I believe we need to make a clear distinction between anti-Zionists who are leaders, who have turned their professional lives into undermining the legitimacy of Israel, and rank and file young people who join JVP, you can’t quarantine them. As it has been pointed out to be many times, they are our children or our children’s friends. And that’s right. We don’t quarantine our kids, no matter what. The leaders? Absolutely, from my point of view, absolutely. And the organizations, it goes without saying.
There’s one more distinction that I’ll make, and that’s between Satmar and Neturei Karta. They both are rooted in the same theological principles, identical theological principles. They use the same religious texts. The same arguments against why Israel not only shouldn’t exist, but is an abomination and satanic. You have that language from the Satmar Rebbe in his books. Israel is satanic. It is Satan’s final temptation of the Jews before the Mashiach to give up Torah.
What does Neturei Karta to do with that?

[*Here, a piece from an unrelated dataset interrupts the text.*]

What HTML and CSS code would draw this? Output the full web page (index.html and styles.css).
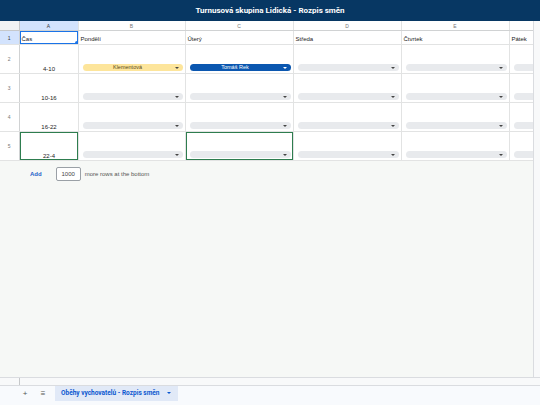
FILE: index.html
```html
<!DOCTYPE html>
<html lang="cs">
<head>
  <meta charset="UTF-8">
  <title>Turnusová skupina Lidická - Rozpis směn</title>
  <link rel="stylesheet" href="styles.css">
</head>
<body>

  <header class="title-bar">Turnusová skupina Lidická - Rozpis směn</header>

  <div class="workspace">
    <div class="grid-wrap">
      <table class="grid">
        <colgroup>
          <col class="c-head">
          <col class="c-a">
          <col class="c-b">
          <col class="c-day">
          <col class="c-day">
          <col class="c-day">
          <col class="c-day">
        </colgroup>
        <tr class="col-heads">
          <th class="corner"></th>
          <th class="active">A</th>
          <th>B</th>
          <th>C</th>
          <th>D</th>
          <th>E</th>
          <th></th>
        </tr>
        <tr class="row-first">
          <th class="row-num active">1</th>
          <td class="selected">Čas<span class="handle"></span></td>
          <td>Pondělí</td>
          <td>Úterý</td>
          <td>Středa</td>
          <td>Čtvrtek</td>
          <td>Pátek</td>
        </tr>
        <tr>
          <th class="row-num">2</th>
          <td class="time">4-10</td>
          <td><div class="chip chip-yellow">Klementová</div></td>
          <td><div class="chip chip-blue">Tomáš Rek</div></td>
          <td><div class="chip"></div></td>
          <td><div class="chip"></div></td>
          <td><div class="chip"></div></td>
        </tr>
        <tr>
          <th class="row-num">3</th>
          <td class="time">10-16</td>
          <td><div class="chip"></div></td>
          <td><div class="chip"></div></td>
          <td><div class="chip"></div></td>
          <td><div class="chip"></div></td>
          <td><div class="chip"></div></td>
        </tr>
        <tr>
          <th class="row-num">4</th>
          <td class="time">16-22</td>
          <td><div class="chip"></div></td>
          <td><div class="chip"></div></td>
          <td><div class="chip"></div></td>
          <td><div class="chip"></div></td>
          <td><div class="chip"></div></td>
        </tr>
        <tr>
          <th class="row-num">5</th>
          <td class="time marked">22-4</td>
          <td><div class="chip"></div></td>
          <td class="marked"><div class="chip"></div></td>
          <td><div class="chip"></div></td>
          <td><div class="chip"></div></td>
          <td><div class="chip"></div></td>
        </tr>
      </table>

      <div class="add-rows">
        <span class="add-link">Add</span>
        <span class="add-count">1000</span>
        <span class="add-note">more rows at the bottom</span>
      </div>
    </div>
    <div class="vscroll"></div>
  </div>

  <div class="hscroll"><div class="hscroll-frozen"></div></div>

  <footer class="tabs">
    <span class="tab-icon">+</span>
    <span class="tab-icon">≡</span>
    <span class="tab">Oběhy vychovatelů - Rozpis směn <span class="tab-arrow"></span></span>
  </footer>

</body>
</html>
```

FILE: styles.css
```css
body {
  margin: 0;
  height: 405px;
  display: flex;
  flex-direction: column;
  overflow: hidden;
  font-family: "Liberation Sans", Arial, sans-serif;
  background: #f6f8f6;
  color: #222;
}
.title-bar {
  height: 21px;
  flex-shrink: 0;
  display: flex;
  align-items: center;
  justify-content: center;
  background: #073763;
  color: #fff;
  font-family: Roboto, "Liberation Sans", sans-serif;
  font-weight: bold;
  font-size: 8px;
}
.workspace {
  flex: 1;
  display: flex;
  min-height: 0;
}
.grid-wrap {
  flex: 1;
  overflow: hidden;
}
.vscroll {
  width: 6px;
  border-left: 1px solid #dadce0;
  background: #f8f9fa;
}

/* sheet grid */
.grid {
  table-layout: fixed;
  border-collapse: collapse;
  width: 617px;
  background: #fff;
  font-size: 6px;
}
.c-head { width: 19px; }
.c-a { width: 59px; }
.c-b { width: 107px; }
.c-day { width: 108px; }
.grid th,
.grid td {
  border-right: 1px solid #e2e3e3;
  border-bottom: 1px solid #e2e3e3;
  padding: 0;
  overflow: hidden;
  white-space: nowrap;
}
.col-heads th {
  height: 9px;
  font-weight: normal;
  font-size: 5px;
  color: #777;
  background: #fff;
  border-bottom-color: #d0d2d3;
}
.grid .corner {
  background: #f1f3f4;
  border-right: 1px solid #c6c8ca;
  border-bottom: 1px solid #c6c8ca;
}
.grid th.active {
  background: #d3e3fd;
  color: #333;
}
.row-num {
  font-weight: normal;
  font-size: 5px;
  color: #777;
  background: #fff;
  border-right-color: #d0d2d3 !important;
}
.grid tr td,
.grid tr .row-num {
  height: 26px;
}
.grid .row-first td,
.grid .row-first .row-num {
  height: 11px;
}
.grid td {
  vertical-align: bottom;
  padding: 0 1px 2px 2px;
}
.grid td.time {
  text-align: center;
  padding-bottom: 1px;
}
.selected {
  position: relative;
  box-shadow: inset 0 0 0 1px #1a73e8;
}
.handle {
  position: absolute;
  right: -1px;
  bottom: -1px;
  width: 4px;
  height: 4px;
  border-radius: 50%;
  background: #1a73e8;
}
.marked {
  box-shadow: inset 0 0 0 1px #2e7d4f;
}

/* dropdown chips */
.chip {
  position: relative;
  height: 7px;
  margin: 0 1px 0 2px;
  padding-right: 10px;
  border-radius: 4px;
  background: #e8eaed;
  font-size: 5.5px;
  line-height: 7px;
  text-align: center;
  color: #333;
}
.chip::after {
  content: "";
  position: absolute;
  right: 4px;
  top: 2.5px;
  border-left: 2px solid transparent;
  border-right: 2px solid transparent;
  border-top: 2px solid #444;
}
.chip-yellow {
  background: #fde59b;
  color: #5a4a1a;
}
.chip-blue {
  background: #0b57b0;
  color: #fff;
}
.chip-blue::after {
  border-top-color: #fff;
}

/* add rows */
.add-rows {
  display: flex;
  align-items: center;
  height: 15px;
  margin-top: 5px;
  padding-left: 30px;
  font-size: 6px;
  color: #555;
}
.add-link {
  color: #1a5fc9;
  font-weight: bold;
  margin-right: 14px;
}
.add-count {
  box-sizing: border-box;
  width: 25px;
  height: 14px;
  line-height: 12px;
  border: 1px solid #9aa0a6;
  border-radius: 2px;
  text-align: center;
  color: #444;
  background: #fff;
  margin-right: 4px;
}

/* bottom */
.hscroll {
  height: 7px;
  flex-shrink: 0;
  border-top: 1px solid #dadce0;
  border-bottom: 1px solid #dadce0;
  background: #f8f9fa;
}
.hscroll-frozen {
  width: 19px;
  height: 100%;
  border-right: 1px solid #c6c8ca;
}
.tabs {
  height: 19px;
  flex-shrink: 0;
  display: flex;
  align-items: flex-start;
  background: #f8fafd;
}
.tab-icon {
  width: 18px;
  height: 15px;
  line-height: 15px;
  text-align: center;
  font-size: 8px;
  color: #555;
}
.tab-icon:first-child {
  margin-left: 16px;
}
.tab {
  margin-left: 3px;
  height: 15px;
  line-height: 15px;
  padding: 0 7px 0 6px;
  background: #e1e9f7;
  color: #0b57d0;
  font-family: Roboto, "Liberation Sans", sans-serif;
  font-weight: bold;
  font-size: 6.5px;
}
.tab-arrow {
  display: inline-block;
  margin-left: 6px;
  vertical-align: middle;
  border-left: 2px solid transparent;
  border-right: 2px solid transparent;
  border-top: 2px solid #0b57d0;
}
```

They take that literally, seriously. In fact, I just saw a clip, literally, the other day, of a Neturei Karta leader leading a march in New York, chanting “Zionism is Satanism.” That’s Neturei Karta. They will form an alliance with Iran. They will go to a Holocaust denial conference in Tehran. If Israel is satanic, you have to fight with any means necessary.
Satmar will never do that. Satmar, for me, is obnoxious and unpleasant, but I would daven in a Satmar minyan, and I would not daven in a Neturei Karta minyan, just as I wouldn’t daven in a JVP minyan, if there is such a thing. I wouldn’t go.
Anti-Zionism does not exclude you from the Jewish community. What excludes you is joining with the enemies of israel to undermine the legitimacy of our story. There you’re already taking a step out. And again, the further qualification I would emphasize is even among those who do that, it’s the leaders who are beyond the pale and not the rank and file. Let me end here. Thank you.